Lean Manufacturing & Operations calculator
WIP Turnover Rate Calculator
WIP turnover rate measures how many times your work-in-process inventory cycles through production over a period — it is throughput divided by the average WIP sitting on the floor. Lean engineers, plant managers, and value-stream leaders use it as a velocity metric: high turnover means parts move quickly from raw to finished with little queuing, while low turnover signals batching, bottlenecks, or excess buffer inventory. Unlike finished-goods inventory turns, this metric isolates the cash and material trapped between operations. Tracking it weekly or monthly tells you whether kaizen and flow improvements are actually shrinking the queue.
What this calculator does
- Calculate work-in-process turnover by dividing throughput (units completed) by average WIP level to measure flow velocity.
- Use this calculator to measure how quickly WIP moves through your process.

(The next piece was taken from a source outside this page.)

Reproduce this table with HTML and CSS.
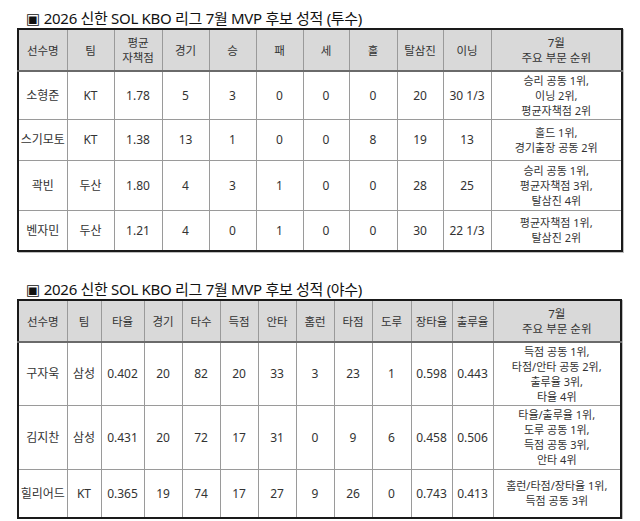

Higher turnover means faster flow, less tied-up capital, and shorter lead times.
- It computes how many times average work-in-process inventory is replaced by completed output over the measurement period.
Formula used
- WIP Turnover = Throughput / Average WIP x Conversion Factor
Inputs explained
- Throughput (units completed per period): Total good units completed during the measurement period (day, week, or month).
- Average WIP level: Average number of units in process on the floor during the same period. Count at several points and average.
- Unit conversion factor: Leave at 1 unless converting between different unit bases.
How to use the result
- Use it when assessing flow velocity on a line or cell, comparing shifts or value streams, or quantifying the impact of a pull-system or batch-size reduction.
- It uses average WIP, so it hides spikes — a line that floods with WIP after a breakdown and drains it later can show a healthy average turnover while still suffering chronic queuing.
Current U.S. benchmarks
- U.S. manufacturing runs at 75.6% of capacity (Federal Reserve, May 2026). New factory orders are up 2.3% year over year (Census).
Common questions
- How do you calculate WIP turnover rate? Divide throughput (units completed in the period) by average WIP, then apply any unit-conversion factor. With 500 units completed against an average WIP of 50 units and a factor of 1, turnover is 500 / 50 = 10 turns per period.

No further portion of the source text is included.